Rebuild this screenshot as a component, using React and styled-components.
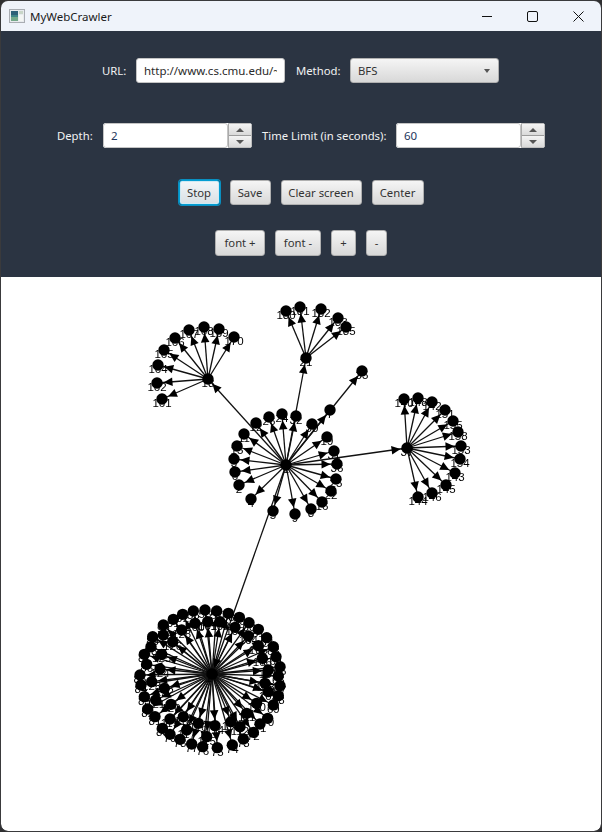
import React from 'react'
import styled, { createGlobalStyle } from 'styled-components'

const GlobalStyle = createGlobalStyle`
  html, body {
    margin: 0;
    padding: 0;
    background: #2f2f31;
  }
  * { box-sizing: border-box; }
`

const Window = styled.div`
  width: 602px;
  height: 832px;
  display: flex;
  flex-direction: column;
  overflow: hidden;
  border: 1px solid #3a3a3c;
  border-radius: 8px;
  font-family: "Noto Sans", sans-serif;
  font-size: 11.3px;
`

const TitleBar = styled.div`
  height: 30px;
  display: flex;
  align-items: center;
  background: #eff3fa;
  color: #1a1a1a;
  padding-left: 8px;
`

const AppName = styled.span`
  margin-left: 5px;
  flex: 1;
  font-size: 11.5px;
`

const WinButton = styled.div`
  width: 45.5px;
  height: 30px;
  display: flex;
  align-items: center;
  justify-content: center;
`

const Panel = styled.div`
  height: 246px;
  background: #2b3442;
  padding-top: 27px;
  display: flex;
  flex-direction: column;
  align-items: center;
`

const Row = styled.div`
  display: flex;
  align-items: center;
  gap: 10px;
  height: 25px;
  margin-top: ${(p) => p.$top || 0}px;
  padding-right: ${(p) => p.$pr || 0}px;
`

const Label = styled.label`
  color: #f2f2f2;
  white-space: nowrap;
  width: ${(p) => p.$w}px;
  margin-left: ${(p) => p.$ml || 0}px;
`

const TextBox = styled.input`
  width: ${(p) => p.$w || 149}px;
  height: 25px;
  border: 1px solid #c4c4c4;
  border-radius: 3px;
  background: #fff;
  padding: 0 7px;
  color: ${(p) => p.$color || '#2a2a2a'};
  font-family: "Noto Sans", sans-serif;
  font-size: 11.5px;
  outline: none;
`

const Combo = styled.div`
  width: 149px;
  height: 25px;
  border: 1px solid #b0b0b0;
  border-radius: 3px;
  background: linear-gradient(#f5f5f5, #d8d8d8);
  padding: 0 8px 0 7px;
  display: flex;
  align-items: center;
  justify-content: space-between;
  color: #333;
`

const Caret = styled.span`
  width: 0;
  height: 0;
  border-left: 3.5px solid transparent;
  border-right: 3.5px solid transparent;
  border-top: 4px solid #555;
`

const Spinner = styled.div`
  width: 149px;
  height: 25px;
  display: flex;
  border-radius: 3px;
  overflow: hidden;
  background: #fff;
`

const SpinArrows = styled.div`
  width: 24px;
  display: flex;
  flex-direction: column;
  gap: 1px;
  background: #9c9c9c;
  border: 1px solid #bdbdbd;
  border-left: 1px solid #aaa;
  border-radius: 0 3px 3px 0;
`

const SpinButton = styled.div`
  flex: 1;
  display: flex;
  align-items: center;
  justify-content: center;
  background: linear-gradient(#f4f4f4, #d9d9d9);
`

const Tri = styled.span`
  width: 0;
  height: 0;
  border-left: 4px solid transparent;
  border-right: 4px solid transparent;
  ${(p) => (p.$up ? 'border-bottom: 4px solid #555;' : 'border-top: 4px solid #555;')}
`

const Button = styled.button`
  width: ${(p) => p.$w}px;
  height: ${(p) => p.$h || 25}px;
  padding: 0;
  border: 1px solid ${(p) => (p.$focused ? '#039ed3' : '#b0b0b0')};
  border-radius: 3px;
  background: ${(p) => (p.$focused ? 'linear-gradient(#f2f6f9, #d9e0e4)' : 'linear-gradient(#f5f5f5, #d8d8d8)')};
  box-shadow: ${(p) => (p.$focused ? '0 0 0 1px #0a8fc0, inset 0 0 0 1px #cfe9f3' : 'none')};
  color: #333;
  font-family: "Noto Sans", sans-serif;
  font-size: 11.3px;
`

const Canvas = styled.div`
  flex: 1;
  background: #fff;
  border-radius: 0 0 7px 7px;
  overflow: hidden;
`

const GraphSvg = styled.svg`
  display: block;
  width: 100%;
  height: 100%;
  filter: grayscale(1);
  text {
    font-family: "Liberation Sans", Arial, sans-serif;
    font-size: 11.5px;
    text-anchor: middle;
    fill: #000;
  }
`

const AppIcon = () => (
  <svg width="16" height="14" viewBox="0 0 16 14">
    <rect x="0.5" y="0.5" width="15" height="13" fill="#e8ebee" stroke="#a9adb3" />
    <rect x="2" y="2" width="7" height="10" fill="#3f8487" />
    <rect x="2" y="2" width="7" height="4" fill="#2d5f78" />
    <rect x="2" y="8" width="7" height="4" fill="#74a88a" />
    <rect x="10" y="2" width="4" height="3" fill="#c9d6c8" />
    <rect x="10" y="6" width="4" height="6" fill="#f4f6f4" />
  </svg>
)

// nodes in page coordinates: [x, y, label]
const hubA = [286, 465, '1']
const hubB = [208, 379, '18']
const hubC = [306, 358, '21']
const hubD = [407, 448, '37']
const hubE = [212, 674, '17']

const childrenA = [
  [256, 423, '12'], [269, 417, '26'], [282, 414, '24'], [296, 416, '32'], [312, 424, '30'],
  [330, 410, '7'], [362, 371, '35'], [327, 437, '19'], [334, 451, '31'], [337, 464, '36'],
  [336, 479, '25'], [331, 491, '22'], [322, 502, '16'], [311, 509, '8'], [295, 514, '9'],
  [273, 511, '5'], [251, 499, '4'], [239, 485, '2'], [235, 472, '6'], [234, 459, '3'],
  [237, 446, '15'], [244, 434, '11'],
  hubB, hubC, hubD, hubE,
]

const childrenB = [
  [234, 337, '170'], [219, 329, '169'], [204, 327, '168'], [189, 330, '167'], [175, 338, '166'],
  [164, 350, '165'], [158, 365, '164'], [157, 383, '162'], [162, 399, '161'],
]

const childrenC = [
  [286, 311, '180'], [300, 307, '181'], [321, 309, '182'], [338, 318, '183'], [346, 327, '185'],
]

const childrenD = [
  [404, 399, '140'], [418, 398, '148'], [432, 402, '142'], [445, 410, '151'], [453, 421, '155'],
  [458, 432, '158'], [461, 446, '153'], [460, 459, '154'], [455, 473, '143'], [446, 485, '145'],
  [432, 493, '146'], [418, 497, '144'],
]

// the big cluster was easier to read off as a 3x crop at (125, 595)
const outerRing = [
  [205, 48], [240, 45], [275, 48], [310, 55], [343, 67], [372, 83], [400, 103], [425, 128],
  [445, 155], [453, 185], [465, 215], [460, 243], [465, 272], [460, 302], [445, 330], [428, 370],
  [405, 387], [385, 412], [355, 432], [322, 450], [277, 458], [233, 455], [200, 447], [165, 433],
  [135, 418], [112, 400], [90, 365], [68, 342], [58, 305], [48, 270], [45, 240], [65, 208],
  [58, 178], [78, 155], [83, 125], [115, 90], [145, 73], [173, 58],
]
const innerRing = [
  [210, 85], [248, 80], [285, 80], [330, 97], [370, 123], [400, 152], [412, 190], [430, 225],
  [420, 265], [430, 290], [395, 325], [365, 355], [345, 395], [318, 380], [270, 392], [245, 425],
  [220, 385], [185, 405], [175, 365], [135, 372], [138, 328], [92, 315], [118, 280], [80, 260],
  [105, 222], [110, 178], [143, 140], [115, 120], [170, 105],
]
const toPage = ([x, y], label) => [125 + x / 3, 595 + y / 3, String(label)]
const childrenE = [
  ...outerRing.map((p, i) => toPage(p, 55 + i)),
  ...innerRing.map((p, i) => toPage(p, 100 + i)),
]

const groups = [
  [hubA, childrenA],
  [hubB, childrenB],
  [hubC, childrenC],
  [hubD, childrenD],
  [hubE, childrenE],
]

const NODE_R = 5.7
const TIP_GAP = 6.5
const HEAD_LEN = 9
const HEAD_W = 4.3

function arrowHead(from, to) {
  const dx = to[0] - from[0]
  const dy = to[1] - from[1]
  const len = Math.hypot(dx, dy)
  const ux = dx / len
  const uy = dy / len
  const tipX = to[0] - ux * TIP_GAP
  const tipY = to[1] - uy * TIP_GAP
  const baseX = tipX - ux * HEAD_LEN
  const baseY = tipY - uy * HEAD_LEN
  return `${tipX},${tipY} ${baseX - uy * HEAD_W},${baseY + ux * HEAD_W} ${baseX + uy * HEAD_W},${baseY - ux * HEAD_W}`
}

const Graph = () => {
  const nodes = [hubA, ...groups.flatMap(([, kids]) => kids)]
  return (
    <GraphSvg viewBox="1 277 600 554">
      {groups.map(([hub, kids]) =>
        kids.map((kid) => (
          <line key={`l${hub[2]}-${kid[2]}`} x1={hub[0]} y1={hub[1]} x2={kid[0]} y2={kid[1]} stroke="#111" strokeWidth="1.3" />
        ))
      )}
      {groups.map(([hub, kids]) =>
        kids.map((kid) => (
          <polygon key={`a${hub[2]}-${kid[2]}`} points={arrowHead(hub, kid)} fill="#000" />
        ))
      )}
      {nodes.map((n) => (
        <circle key={`n${n[2]}`} cx={n[0]} cy={n[1]} r={NODE_R} fill="#000" />
      ))}
      {nodes.map((n) => (
        <text key={`t${n[2]}`} x={n[0]} y={n[1] + 8}>{n[2]}</text>
      ))}
    </GraphSvg>
  )
}

const SpinnerField = ({ value }) => (
  <Spinner>
    <TextBox $w={125} $color="#23365c" defaultValue={value} readOnly />
    <SpinArrows>
      <SpinButton><Tri $up /></SpinButton>
      <SpinButton><Tri /></SpinButton>
    </SpinArrows>
  </Spinner>
)

export default function App() {
  return (
    <>
      <GlobalStyle />
      <Window>
        <TitleBar>
          <AppIcon />
          <AppName>MyWebCrawler</AppName>
          <WinButton>
            <svg width="10" height="10" viewBox="0 0 10 10"><path d="M0 5.5h10" stroke="#111" fill="none" /></svg>
          </WinButton>
          <WinButton>
            <svg width="11" height="11" viewBox="0 0 11 11"><rect x="0.5" y="0.5" width="10" height="10" rx="1.5" stroke="#111" fill="none" /></svg>
          </WinButton>
          <WinButton>
            <svg width="11" height="11" viewBox="0 0 11 11"><path d="M0.5 0.5l10 10M10.5 0.5l-10 10" stroke="#111" fill="none" /></svg>
          </WinButton>
        </TitleBar>
        <Panel>
          <Row $pr={1}>
            <Label $w={24}>URL:</Label>
            <TextBox defaultValue="http://www.cs.cmu.edu/~" readOnly />
            <Label $w={44} $ml={1}>Method:</Label>
            <Combo>
              <span>BFS</span>
              <Caret />
            </Combo>
          </Row>
          <Row $top={40}>
            <Label $w={36}>Depth:</Label>
            <SpinnerField value="2" />
            <Label $w={124}>Time Limit (in seconds):</Label>
            <SpinnerField value="60" />
          </Row>
          <Row $top={32}>
            <Button $w={41} $focused>Stop</Button>
            <Button $w={41}>Save</Button>
            <Button $w={81}>Clear screen</Button>
            <Button $w={52}>Center</Button>
          </Row>
          <Row $top={25}>
            <Button $w={50} $h={26}>font +</Button>
            <Button $w={46} $h={26}>font -</Button>
            <Button $w={25} $h={26}>+</Button>
            <Button $w={21} $h={26}>-</Button>
          </Row>
        </Panel>
        <Canvas>
          <Graph />
        </Canvas>
      </Window>
    </>
  )
}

● ● ● ●

TASK DETAILS: From the data above, copy each line where the string "React" appears.

EXERCISE OUTPUT:
Rebuild this screenshot as a component, using React and styled-components.
import React from 'react'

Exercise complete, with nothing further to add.